Different Types of Payroll Accounting for Students
In general, we distinguish between three types of payroll accounting:
Short-term employment (Kurzfristige Beschäftigung)
Working student employment (Werkstudentische Beschäftigung)
Full social security employment (Voll sozialversicherungspflichtig)
Short-term Employment
Short-term employment occurs when the employment is limited from the outset to no more than three months or a total of 70 working days per calendar year and is not pursued "professionally." The amount of earnings is irrelevant. No social security contributions are due for short-term accounting. All short-term employments are always reported to the Bundesknappschaft (Minijob-Zentrale). For short-term employment, it is mandatory to provide a currently valid certificate of enrollment (Studienbescheinigung).
Wage Tax (Lohnsteuer)
Wage tax, on the other hand, can still apply to short-term employment. Whether wage tax is actually incurred depends on the amount of earnings and your tax bracket (Lohnsteuerklasse). Wage tax is a tax on non-self-employed work. It usually applies to every employee and must be paid by the employer directly to the tax office. The tax office assumes 30 tax days per month. During the projection, your gross wages are extrapolated to these 30 tax days.
Important: There are no wage tax privileges for students! Working students and short-term employees often pay slightly higher taxes than employees subject to full social security if their gross earnings are identical, as social security contributions can have a tax-reducing effect. However, "overpaid" wage tax can be reclaimed from the tax office via a tax return at the end of the year.
Working Student Employment
Once the 70 short-term days per year are exhausted, the option of working student employment becomes available. For this, a valid certificate of enrollment is mandatory.
Social Security: Pension insurance (RV) contributions are deducted. Contributions to health, long-term care, and unemployment insurance are not required, provided you are insured as a student.
Health Insurance: If you have private or foreign insurance, we must register you with a statutory health insurance provider (GKV) for this period (e.g., Techniker Krankenkasse).
20-Hour Rule: As a working student, you are not allowed to work more than 20 hours per week during the lecture period.
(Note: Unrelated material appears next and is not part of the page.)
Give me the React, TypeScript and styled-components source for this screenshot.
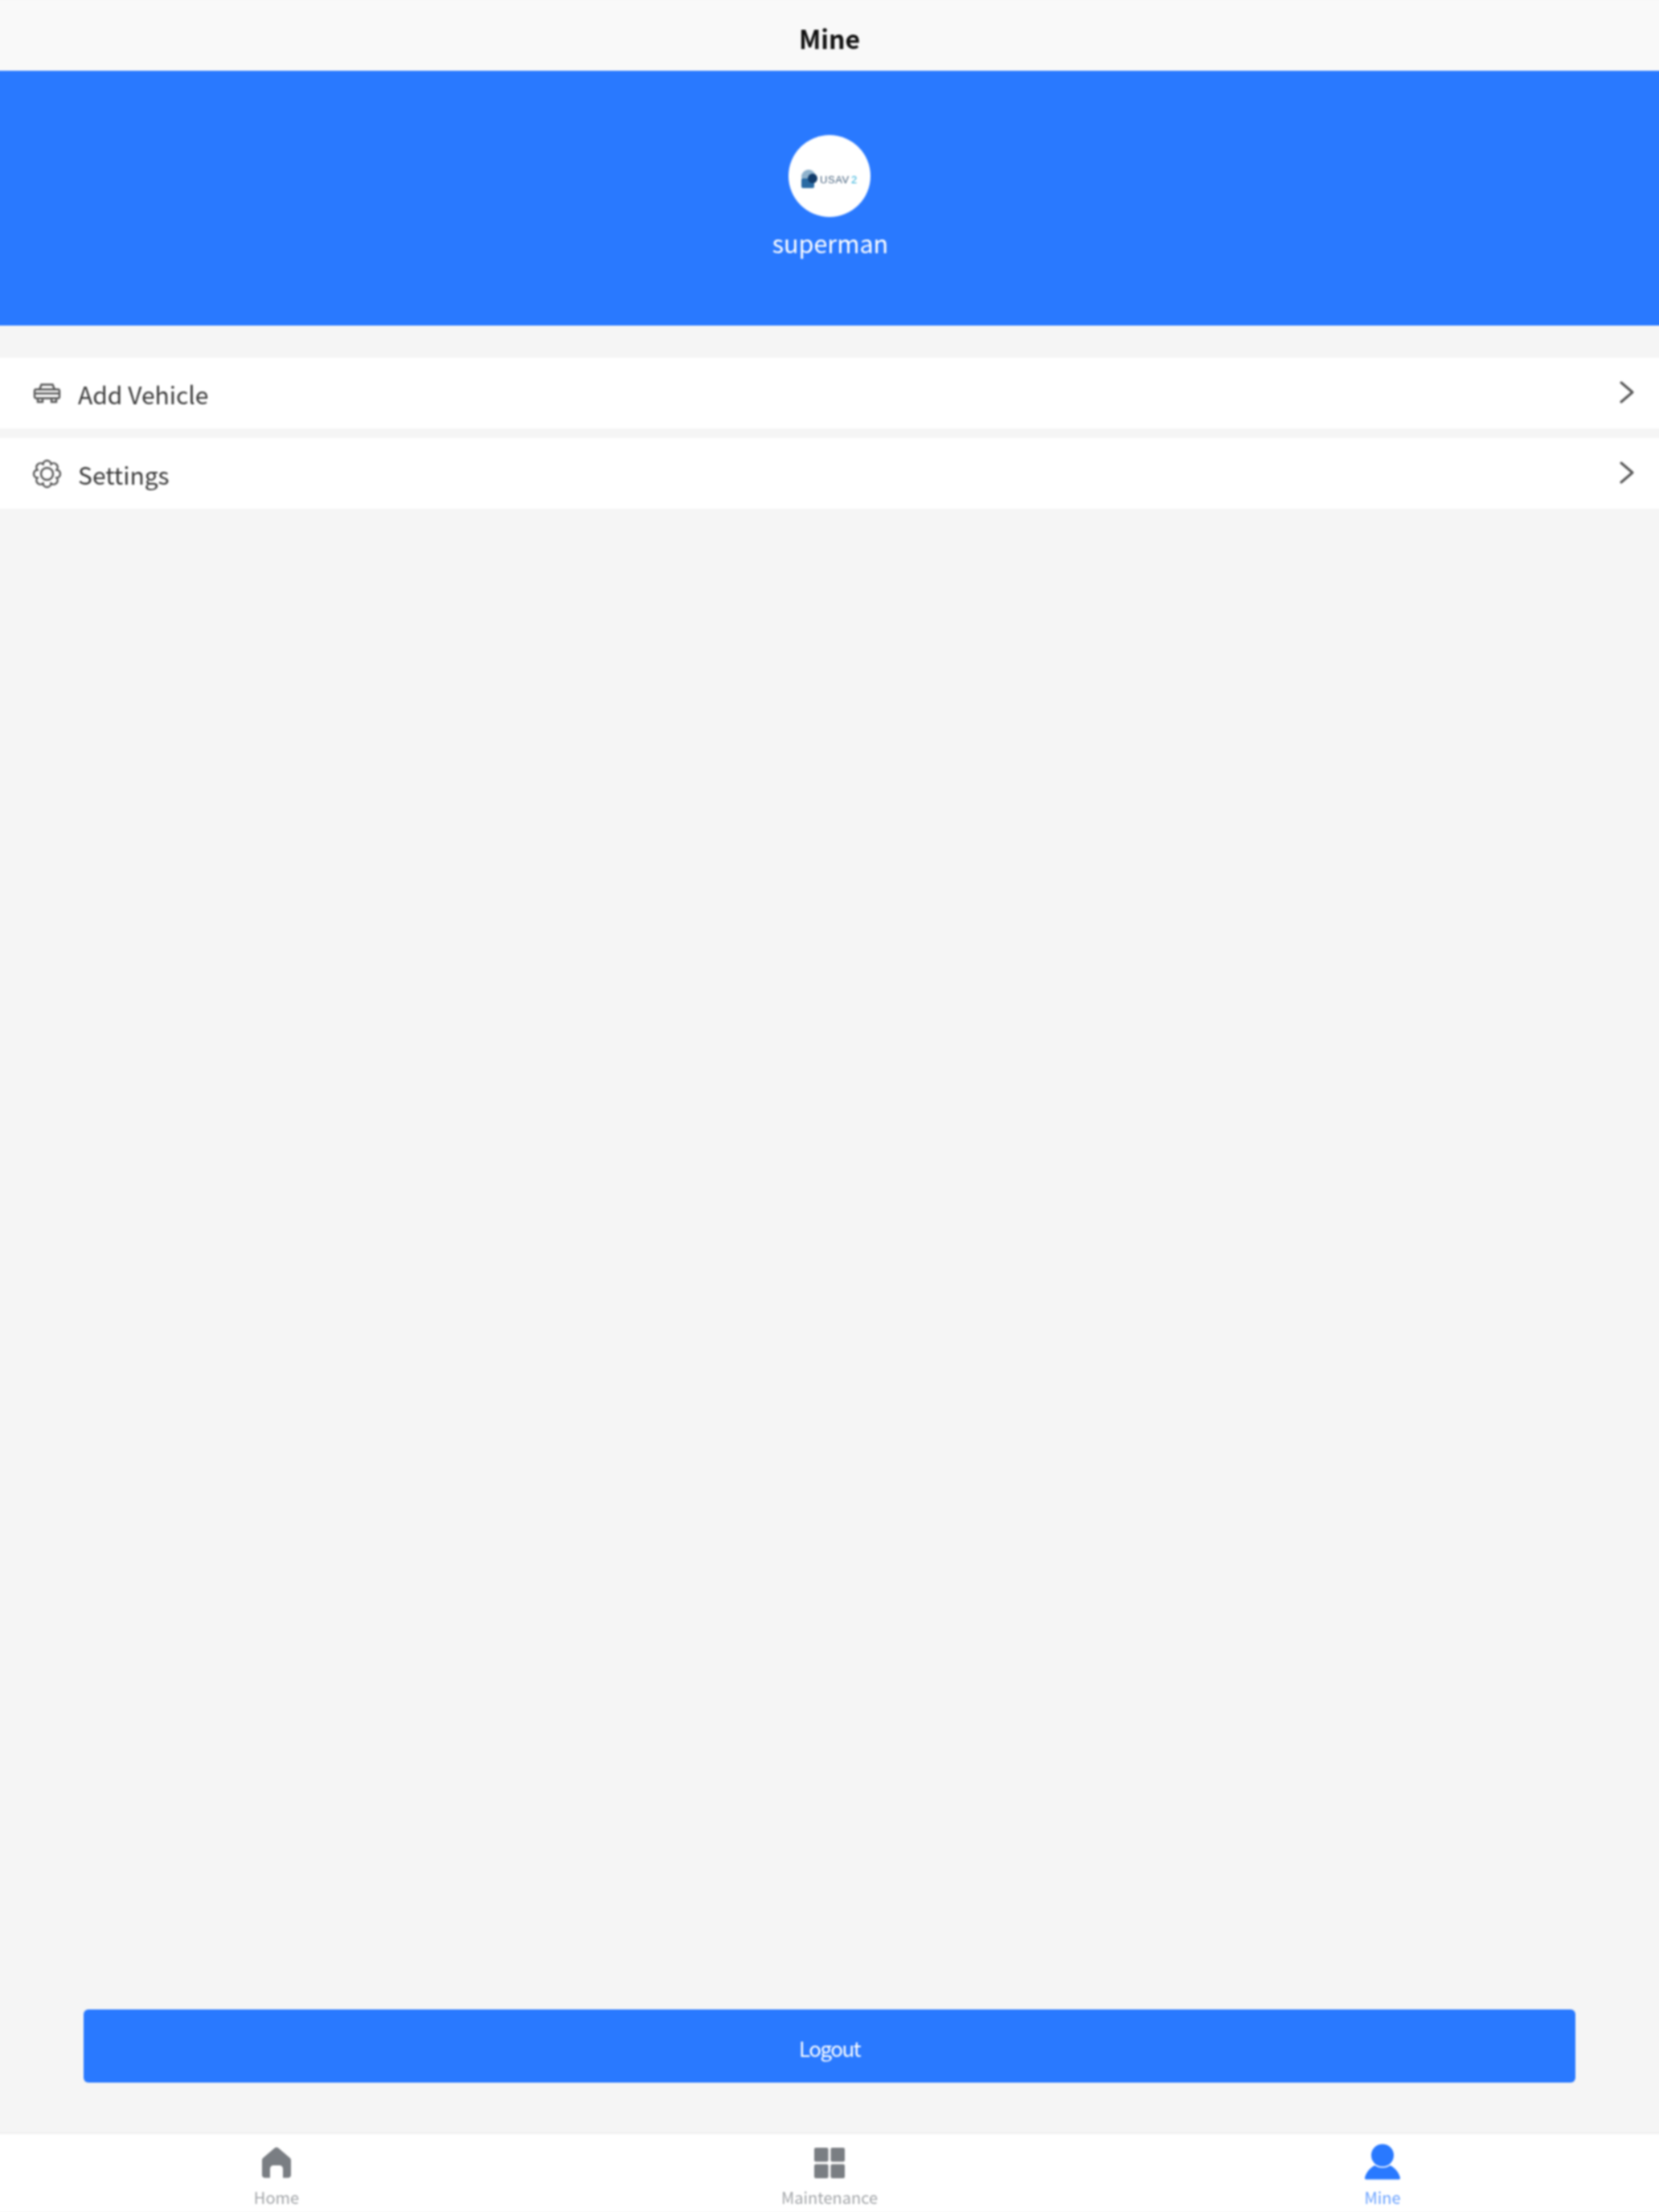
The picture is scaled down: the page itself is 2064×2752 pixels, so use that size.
import React from "react";
import styled, { createGlobalStyle } from "styled-components";

const GlobalStyle = createGlobalStyle`
  html, body {
    margin: 0;
    padding: 0;
    background: #f5f5f5;
    overflow: hidden;
  }
  * {
    box-sizing: border-box;
  }
`;

// the blur bleeds past the window edge so that the bands stay solid up to it
const Screen = styled.div`
  display: flex;
  flex-direction: column;
  height: 2752px;
  margin: 0 -6px;
  background: #f5f5f5;
  font-family: "Noto Sans CJK SC", "Noto Sans", sans-serif;
  filter: blur(0.9px);
`;

const TopBar = styled.header`
  display: flex;
  align-items: center;
  justify-content: center;
  height: 88px;
  padding-top: 5px;
  background: #f9f9f9;
  color: #111;
  font-size: 32px;
  font-weight: 700;
`;

const Profile = styled.section`
  display: flex;
  flex-direction: column;
  align-items: center;
  height: 317px;
  padding-top: 80px;
  background: #2979ff;
`;

const Avatar = styled.div`
  display: flex;
  align-items: center;
  justify-content: center;
  width: 102px;
  height: 102px;
  padding-top: 8px;
  border-radius: 50%;
  background: #fff;
`;

const UserName = styled.div`
  margin-top: 10px;
  padding-left: 2px;
  color: #fff;
  font-size: 30.5px;
  line-height: 44px;
`;

const Menu = styled.nav`
  display: flex;
  flex-direction: column;
  gap: 12px;
  margin-top: 40px;
`;

const Row = styled.div`
  display: flex;
  align-items: center;
  height: 88px;
  padding: 0 37px 0 46px;
  background: #fff;
  color: #3a3a3a;
  font-size: 30px;
`;

const RowIcon = styled.svg`
  flex: none;
  width: 37px;
  height: 37px;
  fill: none;
  stroke: #555;
  stroke-width: 2.4;
`;

const RowLabel = styled.span`
  flex: 1;
  margin-left: 20px;
  padding-top: 2px;
  line-height: 40px;
`;

const Chevron = styled.svg`
  flex: none;
  width: 18px;
  height: 28px;
  margin-top: -2px;
  fill: none;
  stroke: #555;
  stroke-width: 3;
  stroke-linecap: round;
  stroke-linejoin: round;
`;

const Spacer = styled.div`
  flex: 1;
`;

const LogoutWrap = styled.div`
  padding: 0 110px 62px;
`;

const LogoutButton = styled.button`
  display: block;
  width: 100%;
  height: 91px;
  padding-top: 4px;
  border: 0;
  border-radius: 6px;
  background: #2979ff;
  color: #fff;
  font-family: inherit;
  font-size: 26px;
  letter-spacing: -1.5px;
`;

const TabBar = styled.footer`
  display: grid;
  grid-template-columns: repeat(3, 1fr);
  height: 99px;
  padding: 0 6px;
  border-top: 2px solid #efefef;
  background: #fff;
`;

const Tab = styled.div<{ $active?: boolean }>`
  display: flex;
  flex-direction: column;
  align-items: center;
  color: ${(p) => (p.$active ? "#2979ff" : "#7a7e83")};
`;

const TabIcon = styled.svg`
  width: 50px;
  height: 50px;
  margin-top: 11px;
  fill: currentColor;
`;

const TabLabel = styled.span`
  margin-top: 5px;
  font-size: 20px;
  line-height: 26px;
  opacity: 0.7;
`;

const CarIcon = () => (
  <RowIcon viewBox="0 0 37 37">
    <path d="M9 14l2.500-6.500h14L28 14" />
    <path d="M3 15.500c0-1 1-2 2-2h27c1 0 2 1 2 2v7c0 1-1 2-2 2H5c-1 0-2-1-2-2z" />
    <path d="M3 18.500h31" />
    <path d="M7 25v4h6v-4M24 25v4h6v-4" />
  </RowIcon>
);

// eight scallops around the hub, as one closed outline
const gearPoints = Array.from({ length: 9 }, (_, i) => {
  const a = ((i * 45 + 22.5) * Math.PI) / 180;
  return `${(18.5 + 13 * Math.sin(a)).toFixed(2)} ${(18.5 - 13 * Math.cos(a)).toFixed(2)}`;
});
const gearOutline = gearPoints
  .map((p, i) => (i === 0 ? `M${p}` : `A5 5 0 0 1 ${p}`))
  .join(" ");

const GearIcon = () => (
  <RowIcon viewBox="0 0 37 37">
    <path d={`${gearOutline} Z`} />
    <circle cx="18.500" cy="18.500" r="7.500" />
  </RowIcon>
);

const RowArrow = () => (
  <Chevron viewBox="0 0 18 28">
    <path d="M2 2l14 12L2 26" />
  </Chevron>
);

const Logo = () => (
  <svg width="76" height="26" viewBox="0 0 76 26">
    <circle cx="12" cy="10" r="9" fill="#8fb2cc" />
    <rect x="3" y="12" width="16" height="12" rx="2" fill="#2a6ba3" />
    <circle cx="17" cy="12" r="6" fill="#123c6b" />
    <text x="26" y="18" fontSize="13" letterSpacing="0.600" fontFamily="Liberation Sans, sans-serif" fill="#45617d">
      USAV
    </text>
    <text x="65" y="18" fontSize="13" fontFamily="Liberation Sans, sans-serif" fill="#1fa9d6">
      2
    </text>
  </svg>
);

export default function App() {
  return (
    <Screen>
      <GlobalStyle />
      <TopBar>Mine</TopBar>
      <Profile>
        <Avatar>
          <Logo />
        </Avatar>
        <UserName>superman</UserName>
      </Profile>
      <Menu>
        <Row>
          <CarIcon />
          <RowLabel>Add Vehicle</RowLabel>
          <RowArrow />
        </Row>
        <Row>
          <GearIcon />
          <RowLabel>Settings</RowLabel>
          <RowArrow />
        </Row>
      </Menu>
      <Spacer />
      <LogoutWrap>
        <LogoutButton>Logout</LogoutButton>
      </LogoutWrap>
      <TabBar>
        <Tab>
          <TabIcon viewBox="0 0 50 50">
            <path d="M25 5.500c.8 0 1.500.3 2.100.8l14.400 12.200c.9.8 1.500 1.800 1.500 3V40c0 2-1.600 3.500-3.500 3.500H33V32c0-2.200-1.800-4-4-4h-8c-2.200 0-4 1.800-4 4v11.500h-6.500C8.600 43.500 7 42 7 40V21.500c0-1.200.6-2.200 1.500-3L22.900 6.300c.6-.5 1.300-.8 2.100-.8z" />
          </TabIcon>
          <TabLabel>Home</TabLabel>
        </Tab>
        <Tab>
          <TabIcon viewBox="0 0 50 50">
            <rect x="6" y="6" width="17.500" height="17.500" rx="2" />
            <rect x="26.500" y="6" width="17.500" height="17.500" rx="2" />
            <rect x="6" y="26.500" width="17.500" height="17.500" rx="2" />
            <rect x="26.500" y="26.500" width="17.500" height="17.500" rx="2" />
          </TabIcon>
          <TabLabel>Maintenance</TabLabel>
        </Tab>
        <Tab $active>
          <TabIcon viewBox="0 0 50 50">
            <circle cx="25" cy="15.500" r="14" />
            <path d="M15.500 28c2.500 2 5.800 3 9.500 3s7-1 9.500-3C41 31 46 38 47 43.500c.2 1.200-.5 2-1.700 2H4.700c-1.200 0-1.900-.8-1.700-2C4 38 9 31 15.500 28z" />
          </TabIcon>
          <TabLabel>Mine</TabLabel>
        </Tab>
      </TabBar>
    </Screen>
  );
}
Special Regulation: Working During Lecture-Free Periods (Semester Breaks)
During the official lecture-free periods of your university, an exception to the 20-hour rule applies. During this time, you are allowed to work more than 20 hours per week (full-time) without losing your working student status in terms of social security.
Please Note:
This regulation only applies to periods explicitly designated as lecture-free by your university.
The employment remains under working student accounting (only pension insurance applies) as long as the nature of the work fits within this framework.
However, if you work more than 20 hours per week for more than 26 weeks (182 calendar days) within a rolling 12-month period, the working student privilege expires, and you will be subject to full social security contributions.
Full Social Security Employment
If neither short-term nor working student employment is possible (e.g., because the 26-week limit has been exceeded or student status no longer applies), payroll is processed with full social security contributions. In this case, contributions are paid into all four branches: Health, Pension, Unemployment, and Long-term care insurance (KV, RV, AV, PV). As with working student employment, we must register you with a statutory health insurance provider if you have private or foreign insurance.